Da noi i bambini arrivano anche di notte; arrivano da soli o accompagnati da un altro bambino che è già stato qui o da un adulto che conosce il nostro lavoro, o da qualcuno dei servizi sociali, del Tribunale minorile o della Polizia. Noi, poi, facciamo attività anche per la strada e nel carcere minorile.
Cosa offrite ai bambini nelle case salesiane?

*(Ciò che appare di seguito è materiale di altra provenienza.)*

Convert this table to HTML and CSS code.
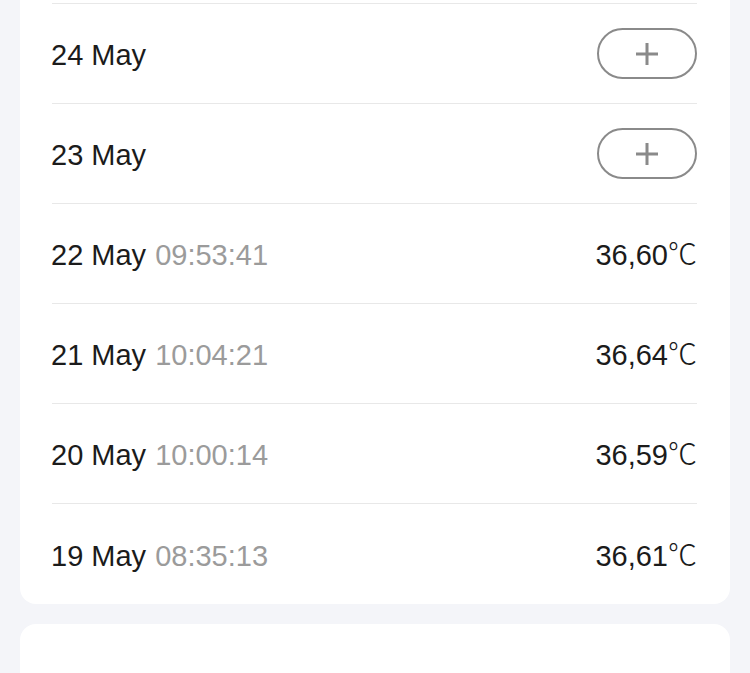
FILE: index.html
```html
<!DOCTYPE html>
<html lang="en">
<head>
<meta charset="utf-8">
<link rel="stylesheet" href="styles.css">
</head>
<body>
<div class="page">
  <section class="card">
    <div class="row">
      <span class="date">25 May</span>
      <button class="add" aria-label="Add"><svg viewBox="0 0 24 24" width="24" height="24"><path d="M12 1v22M1 12h22" stroke="#8a8a8a" stroke-width="3" fill="none"/></svg></button>
    </div>
    <div class="row">
      <span class="date">24 May</span>
      <button class="add" aria-label="Add"><svg viewBox="0 0 24 24" width="24" height="24"><path d="M12 1v22M1 12h22" stroke="#8a8a8a" stroke-width="3" fill="none"/></svg></button>
    </div>
    <div class="row">
      <span class="date">23 May</span>
      <button class="add" aria-label="Add"><svg viewBox="0 0 24 24" width="24" height="24"><path d="M12 1v22M1 12h22" stroke="#8a8a8a" stroke-width="3" fill="none"/></svg></button>
    </div>
    <div class="row">
      <span class="date">22 May <span class="time">09:53:41</span></span>
      <span class="temp">36,60<span class="unit">℃</span></span>
    </div>
    <div class="row">
      <span class="date">21 May <span class="time">10:04:21</span></span>
      <span class="temp">36,64<span class="unit">℃</span></span>
    </div>
    <div class="row">
      <span class="date">20 May <span class="time">10:00:14</span></span>
      <span class="temp">36,59<span class="unit">℃</span></span>
    </div>
    <div class="row">
      <span class="date">19 May <span class="time">08:35:13</span></span>
      <span class="temp">36,61<span class="unit">℃</span></span>
    </div>
  </section>
  <section class="card next">
    <p class="caption">Average temperature over the last 7 days</p>
  </section>
</div>
</body>
</html>
```

FILE: styles.css
```css
html, body {
  margin: 0;
  padding: 0;
  background: #f4f5f9;
  font-family: "Liberation Sans", Arial, sans-serif;
  overflow: hidden;
}

.page {
  margin-top: -96px;
  padding: 0 20px;
  display: flex;
  flex-direction: column;
  gap: 20px;
}

.card {
  background: #ffffff;
  border-radius: 16px;
  padding: 0 33px 0 32px;
}

.row {
  box-sizing: border-box;
  height: 100px;
  padding-top: 3px;
  display: flex;
  align-items: center;
  justify-content: space-between;
  border-bottom: 1px solid #e8e8e8;
  line-height: 34px;
}

.row:last-child {
  border-bottom: none;
}

.date {
  font-size: 29px;
  color: #1b1b1b;
  margin-left: -1px;
}

.time {
  color: #9b9b9b;
  margin-left: 1px;
}

.temp {
  font-size: 29px;
  color: #1b1b1b;
}

.unit {
  font-family: "Noto Sans CJK SC", sans-serif;
  font-weight: 300;
  line-height: 0;
}

.add {
  box-sizing: border-box;
  width: 100px;
  height: 51px;
  margin-top: -3px;
  border: 2px solid #8a8a8a;
  border-radius: 26px;
  background: #ffffff;
  display: flex;
  align-items: center;
  justify-content: center;
  padding: 0;
}

.add svg {
  display: block;
}

.next {
  padding-top: 46px;
  height: 200px;
}

.caption {
  margin: 0;
  font-size: 29px;
  line-height: 34px;
  color: #999999;
}
```
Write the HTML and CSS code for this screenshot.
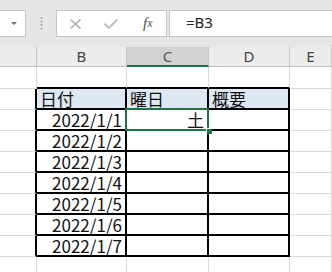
FILE: index.html
```html
<!DOCTYPE html><html lang="ja"><head><meta charset="utf-8"><meta name="viewport" content="width=device-width">
<title>曜日</title>
<link rel="stylesheet" href="styles.css">
</head>
<body>
<div class="bar">
  <div class="namebox"><span class="drop"></span></div>
  <svg class="grip" width="3" height="27" viewBox="0 0 3 27"><circle cx="1.5" cy="8" r="1"/><circle cx="1.5" cy="11.5" r="1"/><circle cx="1.5" cy="15" r="1"/><circle cx="1.5" cy="18.5" r="1"/></svg>
  <div class="fxbox">
    <span class="btn"><svg width="11" height="10" viewBox="0 0 11 10"><path d="M0.5 0.5L10.5 9.5M10.5 0.5L0.5 9.5"/></svg></span>
    <span class="btn"><svg width="14" height="10" viewBox="0 0 14 10"><path d="M0.5 4.5L4.8 9L13.5 0.5"/></svg></span>
    <span class="btn fx">f<small>x</small></span>
  </div>
  <div class="formula">=B3</div>
</div>

<div class="sheet">
  <div class="hd"></div>
  <div class="hd">B</div>
  <div class="hd sel">C</div>
  <div class="hd">D</div>
  <div class="hd">E</div>

  <div class="c"></div><div class="c eb"></div><div class="c eb"></div><div class="c eb"></div><div class="c"></div>

  <div class="c er"></div>
  <div class="c t th">日付</div>
  <div class="c t th">曜日</div>
  <div class="c t th">概要</div>
  <div class="c"></div>

  <div class="c er"></div><div class="c t num">2022/1/1</div><div class="c t num cur">土<span class="handle"></span></div><div class="c t"></div><div class="c"></div>
  <div class="c er"></div><div class="c t num">2022/1/2</div><div class="c t"></div><div class="c t"></div><div class="c"></div>
  <div class="c er"></div><div class="c t num">2022/1/3</div><div class="c t"></div><div class="c t"></div><div class="c"></div>
  <div class="c er"></div><div class="c t num">2022/1/4</div><div class="c t"></div><div class="c t"></div><div class="c"></div>
  <div class="c er"></div><div class="c t num">2022/1/5</div><div class="c t"></div><div class="c t"></div><div class="c"></div>
  <div class="c er"></div><div class="c t num">2022/1/6</div><div class="c t"></div><div class="c t"></div><div class="c"></div>
  <div class="c er"></div><div class="c t num">2022/1/7</div><div class="c t"></div><div class="c t"></div><div class="c"></div>

  <div class="c"></div><div class="c"></div><div class="c"></div><div class="c"></div><div class="c"></div>
</div>
</body>
</html>
```

FILE: styles.css
```css
body {
  margin: 0;
  width: 332px;
  height: 272px;
  overflow: hidden;
  background: #fff;
  font-family: "Noto Sans", sans-serif;
}
.bar {
  display: flex;
  align-items: flex-start;
  height: 47px;
  padding-top: 10px;
  box-sizing: border-box;
  background: #e6e6e6;
}
.namebox {
  width: 27px;
  height: 27px;
  margin-left: -1px;
  box-sizing: border-box;
  border: 1px solid #c6c6c6;
  background: #fff;
  display: flex;
  align-items: center;
  justify-content: flex-end;
  padding-right: 8px;
}
.drop {
  width: 0;
  height: 0;
  border-left: 3px solid transparent;
  border-right: 3px solid transparent;
  border-top: 3px solid #707070;
}
.grip {
  margin-left: 14px;
  fill: #a0a0a0;
}
.fxbox {
  display: flex;
  width: 111px;
  height: 27px;
  margin-left: 13px;
  box-sizing: border-box;
  border: 1px solid #c6c6c6;
  background: #fff;
}
.btn {
  flex: 1;
  display: flex;
  align-items: center;
  justify-content: center;
}
.btn svg {
  fill: none;
  stroke: #b4b4b4;
  stroke-width: 1.6;
}
.fx {
  font-family: "Liberation Serif", serif;
  font-style: italic;
  font-size: 15px;
  color: #505050;
  padding-bottom: 1px;
}
.fx small {
  font-size: 12px;
}
.formula {
  flex: 1;
  height: 27px;
  margin-left: 2px;
  margin-right: -2px;
  box-sizing: border-box;
  border: 1px solid #c6c6c6;
  background: #fff;
  padding-left: 16px;
  font-size: 15px;
  line-height: 22px;
  color: #222;
}
.sheet {
  display: grid;
  grid-template-columns: 37px 90px 82px 81px 1fr;
  grid-template-rows: 20px 22px repeat(9, 21px);
}
.hd {
  box-sizing: border-box;
  background: #ececec;
  border-right: 1px solid #c6c6c6;
  border-bottom: 1px solid #bdbdbd;
  text-align: center;
  font-size: 15px;
  line-height: 19px;
  color: #444;
}
.hd.sel {
  background: #d2d2d2;
  border-bottom: 2px solid #217346;
  color: #555;
}
.c {
  box-sizing: border-box;
  border-right: 1px solid #d9d9d9;
  border-bottom: 1px solid #d9d9d9;
  font-family: "Noto Sans CJK JP", sans-serif;
  font-size: 17px;
  line-height: 19px;
  color: #111;
  padding: 0 3px;
  white-space: nowrap;
}
.t {
  border-right: 2px solid #000;
  border-bottom: 2px solid #000;
}
.er {
  border-right: 2px solid #000;
}
.eb {
  border-bottom: 2px solid #000;
}
.th {
  background: #dde8f3;
}
.num {
  text-align: right;
}
.cur {
  position: relative;
}
.cur::before {
  content: "";
  position: absolute;
  left: -2px;
  top: -2px;
  right: -2px;
  bottom: -2px;
  border: 2px solid #217346;
}
.handle {
  position: absolute;
  right: -5px;
  bottom: -5px;
  width: 5px;
  height: 5px;
  background: #217346;
  border-left: 1px solid #fff;
  border-top: 1px solid #fff;
}
```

Il resto dei bambini e dei giovani che vengono nelle nostre scuole e che partecipano alle attività dell’oratorio e della parrocchia provengono da famiglie povere che non hanno mezzi né per il cibo, né per la scuola o la sanità. Come salesiani, crediamo nell’importanza dell’educazione e della cultura per la promozione umana e come modo per conoscere Gesù. Lo Stato non paga gli insegnanti e per poter gestire la scuola e le altre attività è necessario lavorare molto, quindi passo il mio tempo con i miei confratelli e i volontari a lavorare su come gestire l’intero lavoro e la comunità: abbiamo una scuola elementare, un centro di alfabetizzazione, un centro professionale, un istituto tecnico, una parrocchia, un oratorio e la scuola per i bambini a rischio e quelli in carcere; inoltre siamo presenti anche per le strade e nei mercati dove si trovano i bambini e i giovani abbandonati.
Come sono i giovani?
I giovani che frequentano la nostra opera sono meravigliosi, aperti e franchi. Dicono quello che pensano, sono sensibili e intraprendenti. La maggior parte delle attività sono organizzate e svolte da loro. Ma i giovani qui hanno grandi sfide da superare: il peso delle tradizioni che limita la loro libertà, l’attrazione per il denaro facile, la mentalità creata dallo sfruttamento e dal commercio dei diamanti... Altre grandi sfide qui sono la solidarietà, l’impegno per la giustizia, la capacità di creare lavoro…
Lei si sente a casa qui?
Sì, mi sento a casa. I bambini mi chiamano per nome, altri mi chiamano “padre” e molti mi chiamano “papà”. Molti bambini si sentono più legati a me o a chi si prende cura di loro che alla loro famiglia.
Non hai mai avuto paura?
Sì, certo! Ma sono consapevole che la missione che Gesù ci affida ci mette a rischio ogni giorno, soprattutto per quanto facciamo per salvare i bambini vittime della tratta o accusati di stregoneria. Ecco perché non posso lasciarmi guidare dalla paura o dall’esitazione per il fatto che nella lotta per i diritti dei più deboli possa rischiare la vita.
Quali sono i suoi sogni?
Sogno di poter creare piccole scuole-famiglia, dove soprattutto le madri possano essere educate e sostenute per migliorare la loro economia, la loro indipendenza, la loro dignità e dare una vita e cure migliori ai loro figli. Questo potrebbe aiutare a diminuire il numero dei bambini abbandonati e a cambiare la cultura. Le donne e i bambini possono contribuire positivamente allo sviluppo delle loro comunità. Penso che se ognuno di noi pensasse che il mondo deve essere lasciato più bello e migliore di come lo abbiamo trovato, avremmo un mondo migliore e buono per tutti.
Non portiamo nulla con noi in Cielo, solo il vuoto di coloro che abbiamo amato.